Directive
Nothing outside the stretch should be returned: give exactly the lines from the line containing "Convert this screenshot" through the line containing "import React from", including both.

☆ ☆ ☆

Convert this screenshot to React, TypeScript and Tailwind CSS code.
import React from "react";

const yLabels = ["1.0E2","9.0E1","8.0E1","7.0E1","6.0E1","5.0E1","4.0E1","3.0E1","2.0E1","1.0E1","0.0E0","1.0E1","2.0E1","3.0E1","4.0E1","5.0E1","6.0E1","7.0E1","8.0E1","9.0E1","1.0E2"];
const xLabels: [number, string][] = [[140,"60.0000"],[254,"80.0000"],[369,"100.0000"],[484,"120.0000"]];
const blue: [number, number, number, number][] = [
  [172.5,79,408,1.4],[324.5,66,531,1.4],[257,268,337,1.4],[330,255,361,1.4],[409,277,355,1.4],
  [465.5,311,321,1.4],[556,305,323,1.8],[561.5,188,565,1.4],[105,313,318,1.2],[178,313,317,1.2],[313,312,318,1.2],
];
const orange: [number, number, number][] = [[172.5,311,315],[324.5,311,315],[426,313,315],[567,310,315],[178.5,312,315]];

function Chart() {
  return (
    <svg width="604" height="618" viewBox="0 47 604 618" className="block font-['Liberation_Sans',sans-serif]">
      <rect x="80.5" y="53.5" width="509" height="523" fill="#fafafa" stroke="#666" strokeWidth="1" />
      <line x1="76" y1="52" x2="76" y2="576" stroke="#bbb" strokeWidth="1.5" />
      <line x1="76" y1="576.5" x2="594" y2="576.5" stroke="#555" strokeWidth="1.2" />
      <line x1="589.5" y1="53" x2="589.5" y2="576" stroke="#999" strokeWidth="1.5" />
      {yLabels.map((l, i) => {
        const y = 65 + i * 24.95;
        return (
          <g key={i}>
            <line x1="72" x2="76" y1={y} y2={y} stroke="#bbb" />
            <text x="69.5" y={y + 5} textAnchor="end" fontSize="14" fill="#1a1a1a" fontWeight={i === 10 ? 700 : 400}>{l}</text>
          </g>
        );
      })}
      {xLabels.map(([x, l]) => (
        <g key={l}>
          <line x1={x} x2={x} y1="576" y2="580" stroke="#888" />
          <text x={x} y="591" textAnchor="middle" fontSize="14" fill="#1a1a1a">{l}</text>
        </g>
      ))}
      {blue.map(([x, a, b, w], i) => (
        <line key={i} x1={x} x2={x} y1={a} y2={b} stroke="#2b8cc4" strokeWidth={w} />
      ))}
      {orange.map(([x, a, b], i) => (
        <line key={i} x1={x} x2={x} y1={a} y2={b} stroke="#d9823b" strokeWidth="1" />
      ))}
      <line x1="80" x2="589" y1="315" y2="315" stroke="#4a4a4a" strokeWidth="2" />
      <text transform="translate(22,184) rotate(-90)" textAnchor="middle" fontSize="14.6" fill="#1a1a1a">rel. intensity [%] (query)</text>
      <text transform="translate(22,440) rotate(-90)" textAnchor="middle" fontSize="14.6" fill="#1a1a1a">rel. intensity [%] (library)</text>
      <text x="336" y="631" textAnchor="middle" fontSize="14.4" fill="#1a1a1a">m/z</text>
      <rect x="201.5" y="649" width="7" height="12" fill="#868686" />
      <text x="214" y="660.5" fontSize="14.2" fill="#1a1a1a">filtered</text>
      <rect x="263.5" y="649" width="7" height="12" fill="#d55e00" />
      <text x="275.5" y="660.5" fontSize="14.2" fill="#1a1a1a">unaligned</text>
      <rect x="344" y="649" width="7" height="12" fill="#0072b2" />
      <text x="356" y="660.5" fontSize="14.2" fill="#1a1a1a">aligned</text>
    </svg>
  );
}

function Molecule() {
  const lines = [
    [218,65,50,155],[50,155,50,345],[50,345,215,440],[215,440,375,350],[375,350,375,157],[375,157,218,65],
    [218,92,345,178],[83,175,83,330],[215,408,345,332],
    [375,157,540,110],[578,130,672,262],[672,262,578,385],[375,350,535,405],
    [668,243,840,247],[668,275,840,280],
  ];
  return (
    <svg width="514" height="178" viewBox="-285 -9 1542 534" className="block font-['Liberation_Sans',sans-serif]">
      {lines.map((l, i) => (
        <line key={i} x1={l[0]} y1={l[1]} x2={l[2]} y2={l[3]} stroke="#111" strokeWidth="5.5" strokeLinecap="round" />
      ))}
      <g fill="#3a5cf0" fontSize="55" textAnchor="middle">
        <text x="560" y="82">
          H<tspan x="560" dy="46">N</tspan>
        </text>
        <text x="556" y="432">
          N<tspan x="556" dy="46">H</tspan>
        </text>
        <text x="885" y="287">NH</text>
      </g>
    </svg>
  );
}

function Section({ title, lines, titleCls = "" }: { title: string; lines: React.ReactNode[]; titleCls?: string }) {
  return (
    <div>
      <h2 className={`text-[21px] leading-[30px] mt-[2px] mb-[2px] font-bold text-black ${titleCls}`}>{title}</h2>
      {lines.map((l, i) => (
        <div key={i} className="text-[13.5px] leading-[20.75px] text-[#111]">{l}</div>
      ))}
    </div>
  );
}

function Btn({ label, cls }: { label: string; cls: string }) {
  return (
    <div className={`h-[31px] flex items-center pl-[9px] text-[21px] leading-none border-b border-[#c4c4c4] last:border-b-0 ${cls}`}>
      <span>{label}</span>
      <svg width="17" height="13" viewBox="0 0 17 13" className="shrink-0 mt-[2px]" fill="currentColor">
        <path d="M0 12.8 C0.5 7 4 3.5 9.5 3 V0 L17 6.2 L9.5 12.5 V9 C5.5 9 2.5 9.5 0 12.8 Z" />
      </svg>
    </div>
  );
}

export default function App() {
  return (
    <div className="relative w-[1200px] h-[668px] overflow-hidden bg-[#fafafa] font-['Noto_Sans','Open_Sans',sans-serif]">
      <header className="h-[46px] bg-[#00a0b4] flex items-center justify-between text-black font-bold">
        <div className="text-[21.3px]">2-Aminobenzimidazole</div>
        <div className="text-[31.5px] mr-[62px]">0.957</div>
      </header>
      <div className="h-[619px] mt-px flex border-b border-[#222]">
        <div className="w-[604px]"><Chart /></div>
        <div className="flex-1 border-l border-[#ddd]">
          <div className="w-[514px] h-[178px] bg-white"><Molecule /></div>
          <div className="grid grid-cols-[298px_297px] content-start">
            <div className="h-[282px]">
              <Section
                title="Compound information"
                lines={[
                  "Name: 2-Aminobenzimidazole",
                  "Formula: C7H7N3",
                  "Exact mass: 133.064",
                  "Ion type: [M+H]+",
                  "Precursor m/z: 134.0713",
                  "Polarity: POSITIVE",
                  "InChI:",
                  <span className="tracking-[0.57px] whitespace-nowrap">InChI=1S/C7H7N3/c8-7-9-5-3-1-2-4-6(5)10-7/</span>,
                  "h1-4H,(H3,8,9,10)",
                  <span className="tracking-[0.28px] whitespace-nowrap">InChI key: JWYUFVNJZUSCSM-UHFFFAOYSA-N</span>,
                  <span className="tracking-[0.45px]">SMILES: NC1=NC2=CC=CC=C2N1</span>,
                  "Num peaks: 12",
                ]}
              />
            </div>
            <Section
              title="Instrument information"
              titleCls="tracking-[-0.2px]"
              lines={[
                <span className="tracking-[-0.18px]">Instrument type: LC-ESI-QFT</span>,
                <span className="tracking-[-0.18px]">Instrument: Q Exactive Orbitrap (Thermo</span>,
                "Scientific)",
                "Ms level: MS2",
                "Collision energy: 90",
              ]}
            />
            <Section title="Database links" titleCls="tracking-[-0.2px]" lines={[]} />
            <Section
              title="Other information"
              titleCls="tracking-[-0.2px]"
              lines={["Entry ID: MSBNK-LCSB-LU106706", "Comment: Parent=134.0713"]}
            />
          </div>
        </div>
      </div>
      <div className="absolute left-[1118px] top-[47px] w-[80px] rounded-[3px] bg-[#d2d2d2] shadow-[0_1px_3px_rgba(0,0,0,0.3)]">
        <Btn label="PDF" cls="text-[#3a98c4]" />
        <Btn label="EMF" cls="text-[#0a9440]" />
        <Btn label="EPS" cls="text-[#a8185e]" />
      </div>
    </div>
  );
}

☆ ☆ ☆

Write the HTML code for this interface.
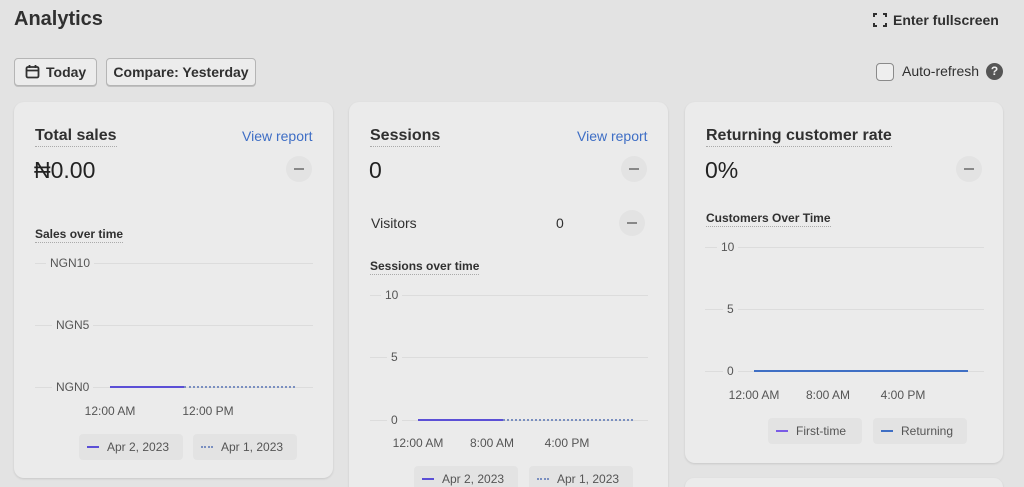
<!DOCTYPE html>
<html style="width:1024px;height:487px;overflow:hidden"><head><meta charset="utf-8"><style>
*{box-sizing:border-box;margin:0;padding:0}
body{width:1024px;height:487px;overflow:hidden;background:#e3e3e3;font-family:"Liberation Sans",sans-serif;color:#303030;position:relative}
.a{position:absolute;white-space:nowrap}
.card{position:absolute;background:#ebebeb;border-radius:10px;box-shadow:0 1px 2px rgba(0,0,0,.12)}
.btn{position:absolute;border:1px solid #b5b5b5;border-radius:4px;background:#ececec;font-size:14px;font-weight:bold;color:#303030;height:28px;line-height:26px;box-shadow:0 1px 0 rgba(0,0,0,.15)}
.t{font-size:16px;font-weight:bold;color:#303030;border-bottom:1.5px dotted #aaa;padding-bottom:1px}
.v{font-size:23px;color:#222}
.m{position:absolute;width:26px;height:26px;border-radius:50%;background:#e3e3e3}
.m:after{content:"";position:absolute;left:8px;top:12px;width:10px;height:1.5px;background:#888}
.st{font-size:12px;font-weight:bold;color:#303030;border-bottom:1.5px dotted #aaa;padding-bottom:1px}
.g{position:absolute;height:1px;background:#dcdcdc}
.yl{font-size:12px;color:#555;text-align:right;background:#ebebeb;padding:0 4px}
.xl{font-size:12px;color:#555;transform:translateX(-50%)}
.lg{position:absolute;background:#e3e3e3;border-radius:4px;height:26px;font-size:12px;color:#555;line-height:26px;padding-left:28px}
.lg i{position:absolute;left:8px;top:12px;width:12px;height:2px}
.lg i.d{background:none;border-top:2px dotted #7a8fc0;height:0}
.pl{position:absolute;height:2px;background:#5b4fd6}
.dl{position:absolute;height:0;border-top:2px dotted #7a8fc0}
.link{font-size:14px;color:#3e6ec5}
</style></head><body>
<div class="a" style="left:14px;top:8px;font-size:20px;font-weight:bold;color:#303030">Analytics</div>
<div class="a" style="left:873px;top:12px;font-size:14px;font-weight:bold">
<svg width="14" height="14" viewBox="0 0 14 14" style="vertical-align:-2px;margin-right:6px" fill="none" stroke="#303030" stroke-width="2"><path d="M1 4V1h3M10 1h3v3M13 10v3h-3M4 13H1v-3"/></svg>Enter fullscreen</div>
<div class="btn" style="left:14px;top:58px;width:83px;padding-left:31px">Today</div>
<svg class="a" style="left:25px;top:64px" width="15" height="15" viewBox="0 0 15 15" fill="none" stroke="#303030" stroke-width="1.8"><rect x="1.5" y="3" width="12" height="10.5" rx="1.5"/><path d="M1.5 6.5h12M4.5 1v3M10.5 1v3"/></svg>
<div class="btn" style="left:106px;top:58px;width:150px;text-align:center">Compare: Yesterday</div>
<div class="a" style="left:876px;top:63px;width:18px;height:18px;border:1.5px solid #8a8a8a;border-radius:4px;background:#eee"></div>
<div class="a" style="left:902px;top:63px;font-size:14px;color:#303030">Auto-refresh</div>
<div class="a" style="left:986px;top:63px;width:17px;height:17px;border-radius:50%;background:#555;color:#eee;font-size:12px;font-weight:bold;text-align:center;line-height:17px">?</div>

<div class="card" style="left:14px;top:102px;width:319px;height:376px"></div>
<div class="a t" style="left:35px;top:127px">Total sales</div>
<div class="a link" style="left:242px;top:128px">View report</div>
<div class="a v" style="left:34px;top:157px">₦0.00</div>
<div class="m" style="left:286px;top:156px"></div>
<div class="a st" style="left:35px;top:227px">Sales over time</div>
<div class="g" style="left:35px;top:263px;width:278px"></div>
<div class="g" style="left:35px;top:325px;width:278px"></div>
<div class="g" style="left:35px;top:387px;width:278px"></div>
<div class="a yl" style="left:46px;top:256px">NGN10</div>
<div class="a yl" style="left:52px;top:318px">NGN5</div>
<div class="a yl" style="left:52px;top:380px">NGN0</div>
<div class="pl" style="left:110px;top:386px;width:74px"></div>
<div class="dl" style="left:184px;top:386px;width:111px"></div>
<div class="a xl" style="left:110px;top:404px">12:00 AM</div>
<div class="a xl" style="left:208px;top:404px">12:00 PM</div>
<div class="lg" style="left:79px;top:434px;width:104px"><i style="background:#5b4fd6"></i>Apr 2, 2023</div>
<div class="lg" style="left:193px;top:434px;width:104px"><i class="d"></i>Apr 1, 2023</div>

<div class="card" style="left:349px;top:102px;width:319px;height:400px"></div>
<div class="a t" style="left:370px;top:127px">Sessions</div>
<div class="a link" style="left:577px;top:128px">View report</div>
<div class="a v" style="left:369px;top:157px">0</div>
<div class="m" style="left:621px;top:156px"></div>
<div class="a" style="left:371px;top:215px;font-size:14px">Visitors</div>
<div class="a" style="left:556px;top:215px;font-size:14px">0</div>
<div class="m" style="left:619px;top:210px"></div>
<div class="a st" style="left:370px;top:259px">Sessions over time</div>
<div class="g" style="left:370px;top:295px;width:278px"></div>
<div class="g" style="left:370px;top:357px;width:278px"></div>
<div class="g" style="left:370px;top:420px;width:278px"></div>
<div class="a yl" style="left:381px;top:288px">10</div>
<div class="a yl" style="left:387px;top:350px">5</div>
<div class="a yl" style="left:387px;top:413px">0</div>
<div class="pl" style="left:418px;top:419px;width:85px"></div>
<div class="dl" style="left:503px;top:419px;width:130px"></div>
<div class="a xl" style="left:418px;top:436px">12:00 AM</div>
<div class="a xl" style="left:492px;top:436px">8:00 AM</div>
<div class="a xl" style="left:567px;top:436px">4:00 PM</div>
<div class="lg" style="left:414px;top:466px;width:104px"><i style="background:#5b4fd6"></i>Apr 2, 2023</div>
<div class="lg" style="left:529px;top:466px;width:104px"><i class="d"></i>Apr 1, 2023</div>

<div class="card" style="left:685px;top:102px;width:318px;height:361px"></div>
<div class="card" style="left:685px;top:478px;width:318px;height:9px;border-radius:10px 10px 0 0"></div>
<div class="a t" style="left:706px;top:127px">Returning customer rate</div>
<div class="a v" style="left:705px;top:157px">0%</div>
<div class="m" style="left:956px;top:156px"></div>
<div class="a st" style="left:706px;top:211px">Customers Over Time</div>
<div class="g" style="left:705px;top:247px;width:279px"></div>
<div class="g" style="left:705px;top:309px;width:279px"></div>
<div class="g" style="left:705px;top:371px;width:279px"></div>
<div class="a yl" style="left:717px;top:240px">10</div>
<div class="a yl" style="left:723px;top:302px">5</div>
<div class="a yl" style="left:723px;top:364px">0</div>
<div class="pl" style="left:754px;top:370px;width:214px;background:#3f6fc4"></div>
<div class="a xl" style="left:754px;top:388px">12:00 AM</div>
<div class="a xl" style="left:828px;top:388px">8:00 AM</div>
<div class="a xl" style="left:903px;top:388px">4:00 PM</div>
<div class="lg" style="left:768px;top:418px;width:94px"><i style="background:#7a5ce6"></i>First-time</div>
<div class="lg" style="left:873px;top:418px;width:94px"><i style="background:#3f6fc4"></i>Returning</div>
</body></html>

☆ ☆ ☆

Output
Convert this screenshot to React, TypeScript and Tailwind CSS code.
import React from "react";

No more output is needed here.